4. Build duplex consensus sequences from the aligned families.

$ make-consensi.py --fastq-out 40 families.msa.tsv --dcs1 duplex_1.fq --dcs2 duplex_2.fq

This calls a consensus sequence from the multiple sequence alignments of the previous step. It does this in two steps: First, single-strand consensus sequences (SSCSs) are called from the family alignments, then duplex consensus sequences are called from pairs of SSCSs.

When calling SSCSs, by default 3 reads are required to successfully create a consensus from each strand (change this with --min-reads). Quality filtering is done at this step by excluding bases below a quality threshold. By default, no base with a PHRED quality less than 20 will contribute to the consensus (change this with --qual). If no base passes the threshold or there is no majority base, N will be used.

The duplex consensus sequences are created by comparing the two SSCSs. For each base, if they agree, that base will be used. If they disagree, the IUPAC ambiguity code for the two bases will be used. Note that a disagreement between a base and a gap will result in an N.

The output of this step is the duplex consensus sequences in FASTA format. To also output all single-strand consensus sequences (including those which didn't produce a duplex consensus), use the --sscs1 and --sscs2 options.

The reads will be printed in two files, one per paired-end mate, with this naming format:
>{barcode} {# reads in strand 1 family}-{# reads in strand 2 family}
e.g.
>TTGCGCCAGGGCGAGGAAAATACT 8-13

Post-processing

When the consensus-calling process doesn't have enough information to call a base, it inserts an N or another IUPAC ambiguity code. This can happen in several cases, like when the two single-strand consensus sequences disagree, the PHRED quality is low, or the ends of the reads were trimmed.

The script trimmer.py in the bfx directory was written to deal with these bases. It can trim the ends of reads when they contain too many N's or ambiguous bases, or filter out reads with too many of them, or both.

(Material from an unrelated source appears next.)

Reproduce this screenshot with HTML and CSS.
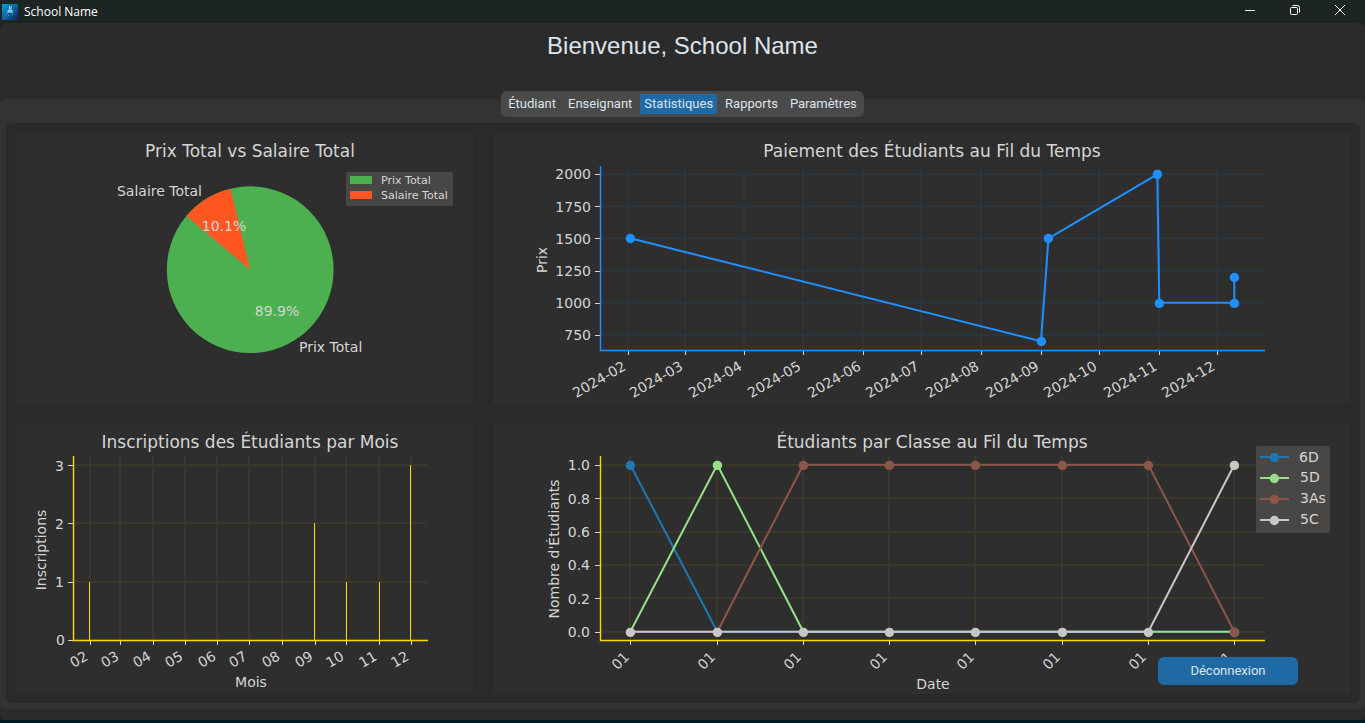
FILE: index.html
```html
<!DOCTYPE html>
<html lang="fr">
<head>
<meta charset="utf-8">
<meta name="viewport" content="width=device-width, initial-scale=1">
<title>School Name</title>
<link rel="stylesheet" href="styles.css">
</head>
<body>
<header class="titlebar">
  <svg class="app-icon" viewBox="0 0 16 16" aria-hidden="true">
    <defs><linearGradient id="appBg" x1="0" y1="0" x2="1" y2="1"><stop offset="0" stop-color="#0a9fe0"/><stop offset=".5" stop-color="#0b679f"/><stop offset="1" stop-color="#131f52"/></linearGradient></defs>
    <rect width="16" height="16" fill="url(#appBg)"/>
    <path d="M7.500 2v3M9.500 2L8.500 5" stroke="#a5dcf2" fill="none"/>
    <path d="M6 5.500h4l1 3.500H9.500L8 8 6.500 9H5z" fill="#8fc6e2"/>
    <path d="M4 10.500h1M10 10.500h1M6 11.500h1" stroke="#4f9fc9" fill="none"/>
  </svg>
  <span class="app-name">School Name</span>
  <div class="window-controls">
    <button type="button" class="control" aria-label="Réduire"><svg viewBox="0 0 10 10"><path d="M0 5.500h10"/></svg></button>
    <button type="button" class="control" aria-label="Restaurer"><svg viewBox="0 0 10 10"><rect x=".5" y="2.500" width="7" height="7" rx="1"/><path d="M2.500 .5h5a2 2 0 0 1 2 2v5"/></svg></button>
    <button type="button" class="control" aria-label="Fermer"><svg viewBox="0 0 10 10"><path d="M0 0l10 10M10 0L0 10"/></svg></button>
  </div>
</header>
<main class="window">
  <h1 class="welcome">Bienvenue, School Name</h1>
  <nav class="tabs" aria-label="Sections">
    <button type="button" class="tab">Étudiant</button>
    <button type="button" class="tab">Enseignant</button>
    <button type="button" class="tab tab-active" aria-current="page">Statistiques</button>
    <button type="button" class="tab">Rapports</button>
    <button type="button" class="tab">Paramètres</button>
  </nav>
  <section class="panel">
    <div class="charts">
      <svg class="chart" viewBox="16 133 457 271" role="img" aria-label="Prix Total vs Salaire Total">
        <text class="chart-title" x="250" y="157">Prix Total vs Salaire Total</text>
        <circle cx="250.200" cy="269.700" r="83.400" fill="#4caf50"/>
        <path d="M250.200 269.700L186.300 216.100A83.400 83.400 0 0 1 230.500 188.700Z" fill="#ff5722"/>
        <text class="end" x="202" y="196">Salaire Total</text>
        <text x="299" y="352">Prix Total</text>
        <text class="mid" x="224" y="231">10.1%</text>
        <text class="mid" x="277" y="316">89.9%</text>
        <rect class="legend-box" x="346" y="172" width="107" height="34" rx="2"/>
        <rect x="350" y="176" width="22" height="8" fill="#4caf50"/>
        <rect x="350" y="191" width="22" height="8" fill="#ff5722"/>
        <text class="small" x="381" y="184">Prix Total</text>
        <text class="small" x="381" y="199">Salaire Total</text>
      </svg>

      <svg class="chart" viewBox="493 133 857 271" role="img" aria-label="Paiement des Étudiants au Fil du Temps">
        <text class="chart-title" x="932" y="157">Paiement des Étudiants au Fil du Temps</text>
        <path class="grid grid-blue" d="M628 166V350M685 166V350M744 166V350M803 166V350M863 166V350M921 166V350M981 166V350M1041 166V350M1099 166V350M1159 166V350M1217 166V350M601 174H1264M601 206H1264M601 238H1264M601 271H1264M601 303H1264M601 335H1264"/>
        <path class="tick" d="M628.500 351v4M685.500 351v4M744.500 351v4M803.500 351v4M863.500 351v4M921.500 351v4M981.500 351v4M1041.500 351v4M1099.500 351v4M1159.500 351v4M1217.500 351v4M595 174.500h5M595 206.500h5M595 238.500h5M595 271.500h5M595 303.500h5M595 335.500h5"/>
        <path class="axis axis-blue" d="M600.500 166V350.500H1265"/>
        <polyline class="series" stroke="#1e90ff" points="630.300,238.300 1041,341.300 1048.500,238.300 1157.300,174.300 1159.300,302.700 1234.300,302.700 1234.300,277.300"/>
        <g fill="#1e90ff"><circle cx="630.400" cy="238.500" r="4.700"/><circle cx="1041.400" cy="341.500" r="4.700"/><circle cx="1048.400" cy="238.500" r="4.700"/><circle cx="1157.400" cy="174.400" r="4.700"/><circle cx="1159.400" cy="303.400" r="4.700"/><circle cx="1234.400" cy="303.400" r="4.700"/><circle cx="1234.400" cy="277.500" r="4.700"/></g>
        <g class="end">
          <text x="591" y="179">2000</text><text x="591" y="212">1750</text><text x="591" y="244">1500</text><text x="591" y="276">1250</text><text x="591" y="308">1000</text><text x="591" y="340">750</text>
          <text transform="translate(627 369) rotate(-30)">2024-02</text>
          <text transform="translate(684 369) rotate(-30)">2024-03</text>
          <text transform="translate(743 369) rotate(-30)">2024-04</text>
          <text transform="translate(802 369) rotate(-30)">2024-05</text>
          <text transform="translate(862 369) rotate(-30)">2024-06</text>
          <text transform="translate(920 369) rotate(-30)">2024-07</text>
          <text transform="translate(980 369) rotate(-30)">2024-08</text>
          <text transform="translate(1040 369) rotate(-30)">2024-09</text>
          <text transform="translate(1098 369) rotate(-30)">2024-10</text>
          <text transform="translate(1158 369) rotate(-30)">2024-11</text>
          <text transform="translate(1216 369) rotate(-30)">2024-12</text>
        </g>
        <text class="mid" transform="translate(547 260) rotate(-90)">Prix</text>
      </svg>

      <svg class="chart" viewBox="16 424 457 270" role="img" aria-label="Inscriptions des Étudiants par Mois">
        <text class="chart-title" x="250" y="448">Inscriptions des Étudiants par Mois</text>
        <path class="grid grid-gold" d="M74 456V640M90 456V640M120 456V640M153 456V640M185 456V640M217 456V640M249 456V640M282 456V640M315 456V640M346 456V640M379 456V640M411 456V640M74 465H427M74 523H427M74 582H427M74 640H427"/>
        <path class="tick" d="M90.500 641v4M120.500 641v4M153.500 641v4M185.500 641v4M217.500 641v4M249.500 641v4M282.500 641v4M315.500 641v4M346.500 641v4M379.500 641v4M411.500 641v4M68 465.500h5M68 523.500h5M68 582.500h5M68 640.500h5"/>
        <path class="bar" d="M89.500 582V640M314.500 523V640M346.500 582V640M379.500 582V640M410.500 465V640"/>
        <path class="axis axis-gold" d="M73.500 456V640.500H428"/>
        <g class="end">
          <text x="64" y="471">3</text><text x="64" y="529">2</text><text x="64" y="587">1</text><text x="65" y="645">0</text>
          <text transform="translate(89 659) rotate(-30)">02</text>
          <text transform="translate(120 659) rotate(-30)">03</text>
          <text transform="translate(152 659) rotate(-30)">04</text>
          <text transform="translate(184 659) rotate(-30)">05</text>
          <text transform="translate(217 659) rotate(-30)">06</text>
          <text transform="translate(248 659) rotate(-30)">07</text>
          <text transform="translate(281 659) rotate(-30)">08</text>
          <text transform="translate(314 659) rotate(-30)">09</text>
          <text transform="translate(345 659) rotate(-30)">10</text>
          <text transform="translate(378 659) rotate(-30)">11</text>
          <text transform="translate(410 659) rotate(-30)">12</text>
        </g>
        <text class="mid" x="251" y="687">Mois</text>
        <text class="mid" transform="translate(46 550) rotate(-90)">Inscriptions</text>
      </svg>

      <svg class="chart" viewBox="493 424 857 270" role="img" aria-label="Étudiants par Classe au Fil du Temps">
        <text class="chart-title" x="932" y="448">Étudiants par Classe au Fil du Temps</text>
        <path class="grid grid-gold" d="M630 456V640M717 456V640M803 456V640M889 456V640M975 456V640M1062 456V640M1148 456V640M1234 456V640M601 465H1264M601 498H1264M601 532H1264M601 565H1264M601 598H1264M601 632H1264"/>
        <path class="tick" d="M630.500 641v4M717.500 641v4M803.500 641v4M889.500 641v4M975.500 641v4M1062.500 641v4M1148.500 641v4M1234.500 641v4M595 465.500h5M595 498.500h5M595 532.500h5M595 565.500h5M595 598.500h5M595 632.500h5"/>
        <path class="axis axis-gold" d="M600.500 456V640.500H1265"/>
        <polyline class="series" stroke="#1f77b4" points="630.300,464.700 717.300,631.700 1234.300,631.700"/>
        <g fill="#1f77b4"><circle cx="630.400" cy="465.400" r="4.700"/></g>
        <polyline class="series" stroke="#98df8a" points="630.300,631.700 717.300,464.700 803.300,631.700 1234.300,631.700"/>
        <g fill="#98df8a"><circle cx="717.400" cy="465.400" r="4.700"/><circle cx="1234.400" cy="632.400" r="4.700"/></g>
        <polyline class="series" stroke="#8c564b" points="630.300,631.700 717.300,631.700 803.300,464.700 1148.300,464.700 1234.300,631.700"/>
        <g fill="#8c564b"><circle cx="803.400" cy="465.400" r="4.700"/><circle cx="889.400" cy="465.400" r="4.700"/><circle cx="975.400" cy="465.400" r="4.700"/><circle cx="1062.400" cy="465.400" r="4.700"/><circle cx="1148.400" cy="465.400" r="4.700"/><circle cx="1234.400" cy="632.400" r="4.700"/></g>
        <polyline class="series" stroke="#c7c7c7" points="630.300,631.700 1148.300,631.700 1234.300,464.700"/>
        <g fill="#c7c7c7"><circle cx="630.400" cy="632.400" r="4.700"/><circle cx="717.400" cy="632.400" r="4.700"/><circle cx="803.400" cy="632.400" r="4.700"/><circle cx="889.400" cy="632.400" r="4.700"/><circle cx="975.400" cy="632.400" r="4.700"/><circle cx="1062.400" cy="632.400" r="4.700"/><circle cx="1148.400" cy="632.400" r="4.700"/><circle cx="1234.400" cy="465.400" r="4.700"/></g>
        <g class="end">
          <text x="590" y="470">1.0</text><text x="590" y="504">0.8</text><text x="590" y="537">0.6</text><text x="590" y="570">0.4</text><text x="590" y="604">0.2</text><text x="590" y="637">0.0</text>
          <text transform="translate(630 658) rotate(-45)">01</text>
          <text transform="translate(716 658) rotate(-45)">01</text>
          <text transform="translate(802 658) rotate(-45)">01</text>
          <text transform="translate(888 658) rotate(-45)">01</text>
          <text transform="translate(975 658) rotate(-45)">01</text>
          <text transform="translate(1061 658) rotate(-45)">01</text>
          <text transform="translate(1147 658) rotate(-45)">01</text>
          <text transform="translate(1233 658) rotate(-45)">01</text>
        </g>
        <text class="mid" x="933" y="689">Date</text>
        <text class="mid" transform="translate(559 549) rotate(-90)">Nombre d'Étudiants</text>
        <rect class="legend-box" x="1256" y="446" width="74" height="87" rx="2"/>
        <g stroke-width="2">
          <path d="M1260 457h29" stroke="#1f77b4"/><path d="M1260 478h29" stroke="#98df8a"/><path d="M1260 499h29" stroke="#8c564b"/><path d="M1260 520h29" stroke="#c7c7c7"/>
        </g>
        <circle cx="1274.400" cy="457.500" r="4.700" fill="#1f77b4"/><circle cx="1274.400" cy="478.500" r="4.700" fill="#98df8a"/><circle cx="1274.400" cy="499.500" r="4.700" fill="#8c564b"/><circle cx="1274.400" cy="520.500" r="4.700" fill="#c7c7c7"/>
        <text x="1299" y="462">6D</text><text x="1300" y="482">5D</text><text x="1300" y="503">3As</text><text x="1300" y="524">5C</text>
      </svg>
    </div>
  </section>
  <button type="button" class="logout">Déconnexion</button>
</main>
</body>
</html>
```
FILE: styles.css
```css
* { box-sizing: border-box; }

body {
  margin: 0;
  background: #1c2523;
  border-bottom: 3px solid #00191f;
  font-family: Roboto, "Liberation Sans", sans-serif;
}

button {
  border: 0;
  padding: 0;
  font: inherit;
  color: inherit;
  background: none;
}

.titlebar {
  display: flex;
  align-items: center;
  height: 23px;
  padding: 0 3px 0 2px;
  color: #fff;
}

.app-icon { width: 16px; height: 16px; }

.app-name {
  margin-left: 6px;
  font: 12px/20px "Open Sans", "Noto Sans", sans-serif;
}

.window-controls {
  display: flex;
  align-self: flex-start;
  margin-left: auto;
}

.control {
  display: flex;
  align-items: center;
  justify-content: center;
  width: 45px;
  height: 20px;
}

.control svg {
  width: 10px;
  height: 10px;
  fill: none;
  stroke: #fff;
  overflow: visible;
}

.window {
  position: relative;
  display: flex;
  flex-direction: column;
  padding-bottom: 11px;
  border-radius: 6px;
  background: #2b2b2b;
}

.welcome {
  margin: 0;
  padding: 9px 0 31px;
  font: 24px/28px "Liberation Sans", Arial, sans-serif;
  text-align: center;
  color: #dce4ee;
}

.tabs {
  position: relative;
  z-index: 1;
  display: flex;
  align-self: center;
  gap: 4px;
  padding: 3px;
  margin-bottom: -18px;
  border-radius: 6px;
  background: #4a4a4a;
}

.tab {
  height: 20px;
  padding: 0 4px;
  border-radius: 2px;
  font-size: 13px;
  line-height: 20px;
  color: #dce4ee;
}

.tab-active { background: #1f6aa5; }

.panel {
  padding: 24px 5px 6px 6px;
  border-radius: 6px;
  background: #333;
}

.charts {
  display: grid;
  grid-template-columns: 457fr 857fr;
  gap: 20px;
  padding: 10px 10px 9px;
  border-radius: 6px;
  background: #2a2a2a;
}

.chart {
  display: block;
  width: 100%;
  height: auto;
  background: #2e2e2e;
  font-family: "DejaVu Sans", sans-serif;
  font-size: 14px;
  fill: none;
}

.chart text { fill: #d5d5d5; }
.chart .chart-title { font-size: 17px; text-anchor: middle; }
.chart .small { font-size: 11px; }
.mid { text-anchor: middle; }
.end { text-anchor: end; }

.grid { stroke-width: 2; }
.grid-blue { stroke: #1e90ff; stroke-opacity: .08; }
.grid-gold { stroke: #ffd700; stroke-opacity: .06; }
.tick { stroke: #d5d5d5; }
.bar { stroke: #ffd700; }
.axis { stroke-width: 1.4; }
.axis-blue { stroke: #1e90ff; }
.axis-gold { stroke: #ffd700; }
.series { stroke-width: 2; stroke-linejoin: round; }
.legend-box { fill: #494745; }

.logout {
  position: absolute;
  right: 67px;
  bottom: 35px;
  width: 140px;
  height: 28px;
  padding-bottom: 2px;
  border-radius: 6px;
  font-size: 13px;
  color: #dce4ee;
  background: #1f6aa5;
}
```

It's a good idea to apply trimmer.py to at least remove sequence with a high density of ambiguous bases. This will result from any low-quality region or portion of the consensus where the raw reads were trimmed to different lengths:

$ trimmer.py --acgt --window 10 --thres 0.3 --min-length 50 duplex_1.fa duplex_2.fa duplex.filt_1.fa duplex.filt_2.fa

For an explanation of the arguments, see:

Trimmer usage

This command will trim any read with more than 3 N's in a 10 base window, removing all the sequence after the first N in the offending window:

$ trimmer.py --filt-bases N --window 10 --thres 0.3 consensus.fa > filtered.fa

If our reads are 251bp, we can add --min-length 251 to make it simply remove any of the reads that ever exceed the threshold:

$ trimmer.py --filt-bases N --window 10 --thres 0.3 --min-length 251 consensus.fa > filtered.fa

The --acgt argument will filter on any non-ACGT base instead of just N's:

$ trimmer.py --acgt --window 10 --thres 0.3 consensus.fa > filtered.fa

The script also handles paired-end data, preserving pairs by removing both reads when any one of them needs to be filtered out:

$ trimmer.py --acgt --window 10 --thres 0.3 cons_1.fa cons_2.fa filtered_1.fa filtered_2.fa

Known bugs

Be aware that a known bug in Python when using the multiprocessing module makes it impossible to kill a running process with the Ctrl+C keyboard command. So if you run align-families.py or make-consensi.py in the foreground, you'll have to exit via Ctrl+Z to stop and background the job, then kill the process (e.g. $ kill %1, if it's the only backgrounded job).